Le 12e point sur les 12 doléances a pourtant fait l’objet d’un accord partiel. Il concerne la gestion des compressés des sociétés et entreprises d’Etat dont certains personnels soumis au programme de départ volontaire à la retraire, sous l’injonction de la Banque mondiale et du FMI, ne sont pas entrés dans la totalité de leurs droits. Ces sociétés sont : la Smecma, la Somiex, la Sonarem, la Sonatam, Huicoma, Hôtel Azalaï, Itema, etc. Aux dires du secrétaire général de l’UNTM, il s’agit là d’un protocole d’accord signé en 2014. La voie de son extinction définitive est ainsi balisée. « Les choses vont aller rapidement. Le Premier ministre a nommé deux anciens responsables pour le suivi régulier de ce dossier », a-t-il précisé avant d’ajouter qu’ils ont salué cette action à sa juste valeur, en ce sens qu’il y a la bonne foi, la bonne volonté pour gérer définitivement cette action.

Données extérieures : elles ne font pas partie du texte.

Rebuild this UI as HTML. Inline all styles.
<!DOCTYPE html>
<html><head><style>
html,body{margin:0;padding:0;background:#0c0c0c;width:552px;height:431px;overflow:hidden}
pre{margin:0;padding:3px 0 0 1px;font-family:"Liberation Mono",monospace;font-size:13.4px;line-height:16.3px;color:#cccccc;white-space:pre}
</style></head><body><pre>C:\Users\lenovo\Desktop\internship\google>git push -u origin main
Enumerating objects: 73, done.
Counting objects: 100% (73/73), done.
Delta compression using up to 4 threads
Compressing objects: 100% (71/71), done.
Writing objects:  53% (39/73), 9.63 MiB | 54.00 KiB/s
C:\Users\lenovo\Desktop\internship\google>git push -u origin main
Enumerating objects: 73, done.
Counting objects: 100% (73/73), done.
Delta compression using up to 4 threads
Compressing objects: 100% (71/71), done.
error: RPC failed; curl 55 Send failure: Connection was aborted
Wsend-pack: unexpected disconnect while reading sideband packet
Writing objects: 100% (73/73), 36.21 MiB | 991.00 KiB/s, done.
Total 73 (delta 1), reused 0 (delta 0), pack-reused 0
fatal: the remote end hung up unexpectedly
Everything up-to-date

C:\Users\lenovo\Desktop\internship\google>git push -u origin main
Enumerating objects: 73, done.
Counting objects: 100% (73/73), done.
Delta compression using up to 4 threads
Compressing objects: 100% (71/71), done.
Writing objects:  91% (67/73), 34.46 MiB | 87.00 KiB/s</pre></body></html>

Le point 3 du présent protocole d’accord portant sur l’augmentation à trois ans pour le secteur public et deux ans pour le privé, de l’âge de départ à la retraite, a été diversement apprécié, sinon critiqué par la frange jeune et une partie de l’opinion publique. Des jeunes se sont sentis mis à l’écart par « les vieux », qui ne veulent pas leur faire de la place.
La critique est même venue d’autres personnes qui ne voyaient pas le bien fondé de cette mesure. Il faut préciser que l’accord est applicable à compter du 31 décembre 2019. Cependant, les travailleurs ont le libre choix de faire valoir leurs droits à la retraite à partir des âges déjà en vigueur (A : 62 ans, B2 : 59 ans, B1 : 58 ans, C : 55 ans).